Кстати, не следует обманываться «примитивностью» земледельческого труда. Он естественен человеку, это культурная форма развитие его природного состояния. Он «культурен» в целесообразности, он очевиден, он здоров, он может обобществляться и коллективизироваться. Ни один земледелец никогда добровольно не бросал своего дела. Земледелие первым создаёт хозяина и производителя.

«Казалось бы, что учение, требующее, прежде всего, перехода сельского рабочего от привычных, здоровых и веселых условий разнообразного земледельческого труда к нездоровым, унылым и губительным условиям однообразной, одуряющей работы и от той независимости, которую чувствует сельский рабочий, удовлетворяя своим трудом почти всем своим потребностям, к полной рабской зависимости от своего хозяина – фабричного рабочего, – казалось бы, что учение это не должно бы иметь… никакого успеха» – Толстой Л. Н. «К рабочему народу».

Но в земледелии есть то, что исторически постепенно стало не личным, но общественным грехом. Земледелец в «интимной близости» к плодородию природы так удовлетворён ею, и так лично способен к ней, что в любое время по сродству с землёй, может обойтись без общественного заведения.
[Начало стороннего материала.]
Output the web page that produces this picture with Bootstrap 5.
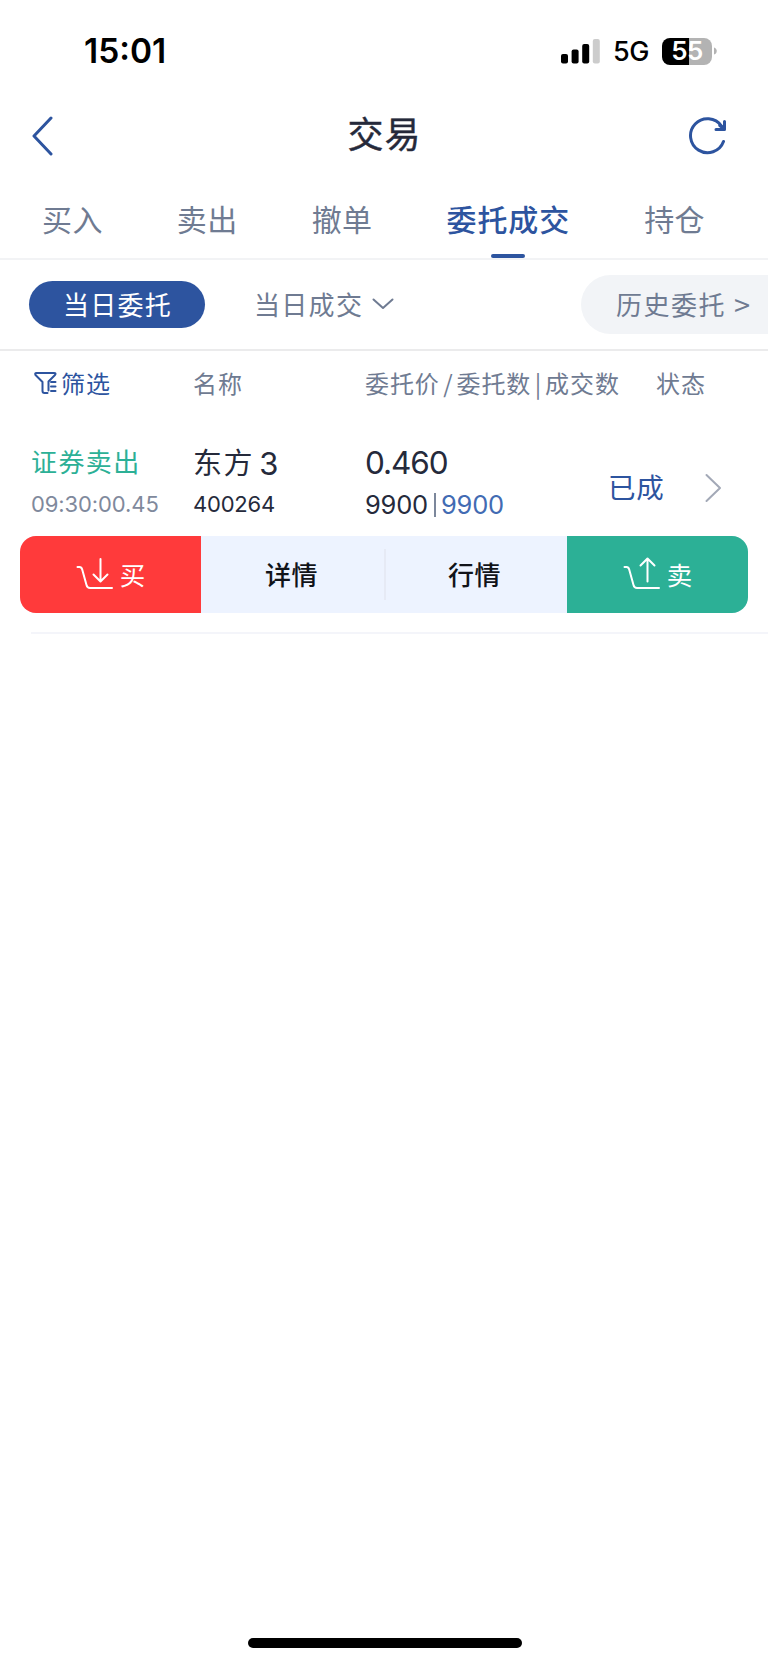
<!DOCTYPE html>
<html lang="zh-CN">
<head>
<meta charset="utf-8">
<meta name="viewport" content="width=device-width, initial-scale=1">
<title>交易</title>
<link href="https://cdn.jsdelivr.net/npm/bootstrap@5.3.0/dist/css/bootstrap.min.css" rel="stylesheet">
<style>
  :root { --brand: #2d549f; --muted: #6f7b92; --ink: #252a3b; --sell: #2cb096; --buy: #ff3a3b; }
  body { font-family: Inter, "Noto Sans CJK SC", sans-serif; color: var(--ink); background: #fff; line-height: 1; min-height: 1665px; overflow-x: hidden; }
  svg { display: block; flex: none; fill: none; stroke-linecap: round; stroke-linejoin: round; }
  .zh { font-family: "Noto Sans CJK SC", sans-serif; }
  .brand { color: var(--brand); }
  .soft { color: var(--muted); }
  .status-bar { height: 90px; padding: 12px 51px 0 84px; }
  .clock { font-size: 33.5px; font-weight: 600; letter-spacing: 0; padding-top: 2px; }
  .net { font-size: 27px; font-weight: 500; margin: 0 13px 0 13px; padding-top: 1px; letter-spacing: -.4px; }
  .battery { width: 50px; height: 27px; border-radius: 8px; background: linear-gradient(90deg, #000 55%, #b3b3b3 55%); color: #fff; font-size: 26px; font-weight: 600; letter-spacing: -.6px; }
  .title-bar { height: 91px; padding: 0 40px 0 31px; }
  .title-bar h1 { font-size: 36px; font-weight: 400; letter-spacing: 1px; color: #25293a; padding: 0 0 5px 28px; -webkit-text-stroke: .4px; }
  .tabs { height: 79px; border-bottom: 2px solid #f2f3f5; padding: 0 63px 0 42px; font-size: 30px; letter-spacing: .4px; }
  .tabs a { color: var(--muted); text-decoration: none; height: 77px; padding-bottom: 4px; }
  .tabs a.active { color: var(--brand); font-weight: 500; letter-spacing: .9px; }
  .tabs a.active::after { content: ""; position: absolute; left: 50%; bottom: 0; width: 34px; height: 4px; margin-left: -17px; border-radius: 2px; background: var(--brand); }
  .filters { height: 91px; border-bottom: 2px solid #ebebec; font-size: 26px; letter-spacing: 1.3px; padding-left: 29px; }
  .today { width: 176px; height: 47px; background: var(--brand); color: #fff; padding: 0 0 2px 1px; }
  .deals { margin-left: 49px; gap: 9px; padding-bottom: 2px; }
  .history { width: 187px; height: 59px; border-radius: 30px 0 0 30px; background: #f2f4f7; padding: 0 0 2px 35px; letter-spacing: 1.5px; }
  .more { font-size: 29px; margin-left: 8px; }
  .grid-row { display: grid; grid-template-columns: 162px 172px 1fr; padding-left: 31px; }
  .head-row { height: 65px; padding-bottom: 2px; font-size: 24px; letter-spacing: .9px; grid-template-columns: 162px 172px 291px 1fr; }
  .sep { padding: 0 3px 0 3.5px; }
  .order { height: 119px; padding-top: 27px; }
  .line-a { height: 40px; }
  .line-b { height: 42px; }
  .side { font-size: 26px; letter-spacing: 1.4px; color: var(--sell); }
  .time { font-size: 22px; letter-spacing: -.1px; color: #7f899c; }
  .stock { font-size: 29px; letter-spacing: 1.6px; }
  .stock-no { font-size: 31px; margin-left: 5px; }
  .code { font-size: 22px; letter-spacing: -.2px; }
  .price { font-size: 31.5px; letter-spacing: -1.1px; }
  .qty { font-size: 25.5px; letter-spacing: -.2px; padding-top: 1px; }
  .bar { width: 2px; height: 24px; background: #7c879b; margin: 0 5px 0 6px; }
  .done { color: #426bb3; }
  .state { font-size: 27.5px; letter-spacing: .8px; margin-left: 243px; padding-top: 12px; height: 79px; }
  .go { margin: 30px 46px 0 0; }
  .actions { height: 77px; margin: 1px 20px 0 20px; border-radius: 16px; overflow: hidden; background: #edf3ff; font-size: 26px; }
  .actions > div { padding-bottom: 2px; }
  .trade { width: 181px; gap: 6px; font-size: 25.5px; }
  .actions .plain { color: #111319; font-weight: 500; letter-spacing: .5px; padding-right: 2px; }
  .split { position: relative; }
  .split::after { content: ""; position: absolute; right: -2px; top: 13px; bottom: 13px; width: 2px; background: #e6eaf5; }
  .buy { background: var(--buy); }
  .sell { background: var(--sell); }
  .tail { height: 2px; margin: 19px 0 0 31px; background: #f4f5fa; }
  .home { width: 274px; height: 10px; background: #000; margin-left: 248px; margin-bottom: 17px; }
</style>
</head>
<body class="d-flex flex-column">
<header class="status-bar d-flex align-items-center justify-content-between text-black">
  <span class="clock">15:01</span>
  <div class="d-flex align-items-center">
    <svg width="39" height="26" viewBox="0 0 39 26"><g fill="#000"><rect x="0" y="16" width="7" height="9.5" rx="2"/><rect x="10.600" y="11.500" width="7" height="14" rx="2"/><rect x="21.200" y="6" width="7" height="19.500" rx="2"/></g><rect x="31.800" y="1" width="7" height="24.500" rx="2" fill="#ccc"/></svg>
    <span class="net">5G</span>
    <span class="battery d-flex align-items-center justify-content-center">55</span>
    <svg width="5" height="8" viewBox="0 0 5 8"><path d="M2 .5C5.700 1.500 5.700 6.500 2 7.500Z" fill="#b3b3b3"/></svg>
  </div>
</header>

<nav class="title-bar d-flex align-items-center justify-content-between zh">
  <svg width="22" height="40" viewBox="0 0 22 40" stroke="#2d549f" stroke-width="3"><path d="M20 2 3 20 20 38"/></svg>
  <h1 class="m-0">交易</h1>
  <svg width="40" height="40" viewBox="0 0 40 40" stroke="#2d549f" stroke-width="3"><path d="M35.500 25.500A17 17 0 1 1 33.500 10"/><path d="M36.500 5.500V13.500H28"/><path d="M32 9.500 35 12" stroke-width="3.500"/></svg>
</nav>

<div class="tabs d-flex justify-content-between zh">
  <a class="d-flex align-items-center">买入</a>
  <a class="d-flex align-items-center">卖出</a>
  <a class="d-flex align-items-center">撤单</a>
  <a class="d-flex align-items-center position-relative active">委托成交</a>
  <a class="d-flex align-items-center">持仓</a>
</div>

<div class="filters d-flex align-items-center zh soft">
  <span class="today rounded-pill d-flex align-items-center justify-content-center">当日委托</span>
  <span class="deals d-flex align-items-center">当日成交
    <svg width="22" height="14" viewBox="0 0 22 14" stroke="#6f7b92" stroke-width="2"><path d="M1.500 2.500 11 11 20.500 2.500"/></svg>
  </span>
  <span class="history d-flex align-items-center ms-auto text-nowrap">历史委托<span class="more">&gt;</span></span>
</div>

<main>
  <div class="grid-row head-row align-items-center zh soft text-nowrap">
    <span class="d-flex align-items-center brand">
      <svg width="26" height="24" viewBox="0 0 26 24" style="margin:0 2.500px 0 1.500px" stroke="#2d549f" stroke-width="2"><path d="M14.500 22H11.500Q9.500 22 9.500 20V11L2.500 4Q1.500 2 3.500 2H21Q23.500 2 22 4L15.500 10.500V19.500"/><path d="M18 11H22.500M18 15.500H22.500M18 20H22.500"/></svg>筛选</span>
    <span>名称</span>
    <span>委托价<span class="sep">/</span>委托数<span class="sep">|</span>成交数</span>
    <span>状态</span>
  </div>

  <section class="order grid-row text-nowrap">
    <div>
      <div class="line-a d-flex align-items-center side">证券卖出</div>
      <div class="line-b d-flex align-items-center time">09:30:00.45</div>
    </div>
    <div>
      <div class="line-a d-flex align-items-center stock">东方<span class="stock-no">3</span></div>
      <div class="line-b d-flex align-items-center code">400264</div>
    </div>
    <div class="d-flex">
      <div style="width:0">
        <div class="line-a d-flex align-items-center price">0.460</div>
        <div class="line-b d-flex align-items-center qty">9900<span class="bar flex-shrink-0"></span><span class="done">9900</span></div>
      </div>
      <div class="state d-flex align-items-center brand">已成</div>
      <svg class="go ms-auto" width="18" height="30" viewBox="0 0 18 30" stroke="#a3a9b7" stroke-width="2"><path d="M2.500 2 16 15 2.500 28"/></svg>
    </div>
  </section>

  <div class="actions d-flex zh">
    <div class="trade buy text-white d-flex align-items-center justify-content-center">
      <svg width="38" height="34" viewBox="0 0 38 34" stroke="#fff" stroke-width="2"><path d="M1.500 10H3.500Q5.500 10 6.200 12.500L10.500 28Q11.300 31 14 31H36"/><path d="M24.500 2V24M17.500 17.500 24.500 24.500 31.500 17.500"/></svg>买</div>
    <div class="plain split flex-fill d-flex align-items-center justify-content-center">详情</div>
    <div class="plain flex-fill d-flex align-items-center justify-content-center">行情</div>
    <div class="trade sell text-white d-flex align-items-center justify-content-center">
      <svg width="38" height="34" viewBox="0 0 38 34" stroke="#fff" stroke-width="2"><path d="M1.500 10H3.500Q5.500 10 6.200 12.500L10.500 28Q11.300 31 14 31H36"/><path d="M24.500 24.500V2M17.500 8.500 24.500 1.500 31.500 8.500"/></svg>卖</div>
  </div>
  <div class="tail"></div>
</main>

<div class="home rounded-pill mt-auto"></div>
<script src="https://cdn.jsdelivr.net/npm/bootstrap@5.3.0/dist/js/bootstrap.bundle.min.js"></script>
</body>
</html>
Земельный надел для него неотделим от самого смысла жизни. Эта автономность, власть перед голодом в борьбе за жизнь, даёт человеку достоинство личности с «патриархальным» объёмом прав.

Охотник может вообще ни иметь имущества – природа не знает нищих как убогих духом, напротив. (Дерсу Узала). Но появившаяся бедность всё ещё не может унизить земледельца, имеющего свою землю. Он, самый бедный – не имеет бедности социальной: все – хозяева, каждый – в ответе за космический оборот пахоты и сева.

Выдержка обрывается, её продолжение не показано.